What problems are solved by networking combinators?
The combinators fit very well to express intent of communication behavior. It gives rich abstractions to hide the networking complexity and help us to compose a chain of network operations and represent them as pure computation, building new things from small reusable elements. It provides a higher order abstraction or domain specific language (DSL) to describe networking, thus reducing the cognitive load. This pure abstract concept has given the birth of multiple practical applications that improves developers productivity:
Networking client library with declarative style of development is an obvious application for combinators. ᵍ🆄🆁🅻 library implements a pure functional style to express communication. So far, it decorates http i/o pipeline(s) with “programmable commas”, allowing to make http requests with few interesting properties such as composition and laziness.
Building containerized and serverless services with a combinator library is a well-known technique introduced by Scala’s Finch and its successor Gouldian (The Gouldian finch or the rainbow finch is a colorful passerine bird). The library is a thin layer of purely functional abstractions to build HTTP services. In contrast with other HTTP routers, the library resolves a challenge of building simple and declarative api implementations in the absence of pattern matching at Golang.

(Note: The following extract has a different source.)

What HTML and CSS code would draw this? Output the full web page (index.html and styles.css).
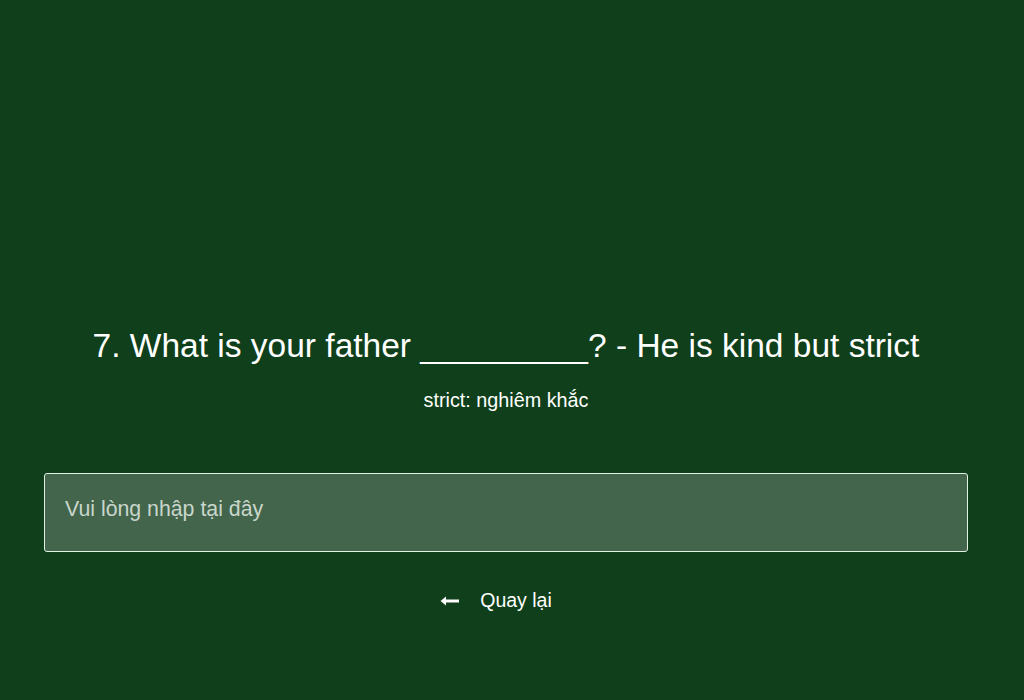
FILE: index.html
```html
<!DOCTYPE html>
<html lang="vi">
<head>
<meta charset="utf-8">
<link rel="stylesheet" href="styles.css">
</head>
<body>
<main class="page">
  <h1 class="question">7. What is your father _________? - He is kind but strict</h1>
  <p class="hint">strict: nghiêm khắc</p>
  <input class="answer" type="text" placeholder="Vui lòng nhập tại đây">
  <button class="back" type="button">
    <svg class="arrow" width="20" height="12" viewBox="0 0 20 12" aria-hidden="true">
      <path d="M19 6H4" stroke="#ffffff" stroke-width="3" fill="none"/>
      <path d="M0.5 6L6 1.5V10.5Z" fill="#ffffff"/>
    </svg>
    <span>Quay lại</span>
  </button>
</main>
</body>
</html>
```
FILE: styles.css
```css
html, body {
  margin: 0;
  padding: 0;
  background: #103f1b;
  height: 100%;
}
body {
  font-family: "Liberation Sans", Arial, sans-serif;
  color: #ffffff;
}
.page {
  display: flex;
  flex-direction: column;
  align-items: center;
  padding: 326px 56px 0 44px;
}
.question {
  margin: 0;
  font-size: 33.5px;
  font-weight: 400;
  line-height: 40px;
  text-align: center;
  white-space: nowrap;
}
.hint {
  margin: 23px 0 0;
  font-size: 19.8px;
  line-height: 22px;
}
.answer {
  box-sizing: border-box;
  width: 100%;
  height: 79px;
  margin-top: 62px;
  padding: 0 20px 6px;
  border: 1px solid #e2f1e5;
  border-radius: 3px;
  background: #43654b;
  color: #ffffff;
  font-family: "Liberation Sans", Arial, sans-serif;
  font-size: 21.3px;
  outline: none;
}
.answer::placeholder {
  color: #c9d6cb;
  opacity: 1;
}
.back {
  margin-top: 37px;
  display: flex;
  align-items: center;
  gap: 20px;
  background: none;
  border: none;
  color: #ffffff;
  font-family: "Liberation Sans", Arial, sans-serif;
  font-size: 19.5px;
  padding: 0 20px 0 0;
  cursor: pointer;
}
.arrow {
  display: block;
}
```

Testing Cloud Application In Production emphasizes continuous proofs of the quality as a key feature along the deployment pipelines to eliminate defects at earlier phases of the feature lifecycle. It impacts on engineering teams philosophy and commitments, ensuring that your microservice(s) are always in a release-ready state. The utility https://assay.it is designed for testing of loosely coupled topologies such as serverless applications, microservices and other systems that rely on interfaces, protocols and its behaviors. It does unit-like testing but in distributed environments. It checks the correctness of deployments using type safe and pure functional test specification of protocol endpoints using combinators.
Afterwords
The post has defined the basic principles of composing networking I/O. It follows Hilbert’s axiomatic method “to build everything from as few notions as possible”. All defined combinators use standard Golang notations from which other combinator notations are constructed. Domain Specific Language built over combinators shows that any networking could be reduced to an expression purely in terms of combinators. The crucial idea here is the computational language, which delivers abstractions, where anyone can declare things and then reuse them without having to think about how they’re built inside.
In the end, combinators are fundamentally computational constructs. It is surprising, just how simple the combinator systems can be. Combinators make a bridge to the way humans think, allowing anyone to represent anything using structured symbolic expressions.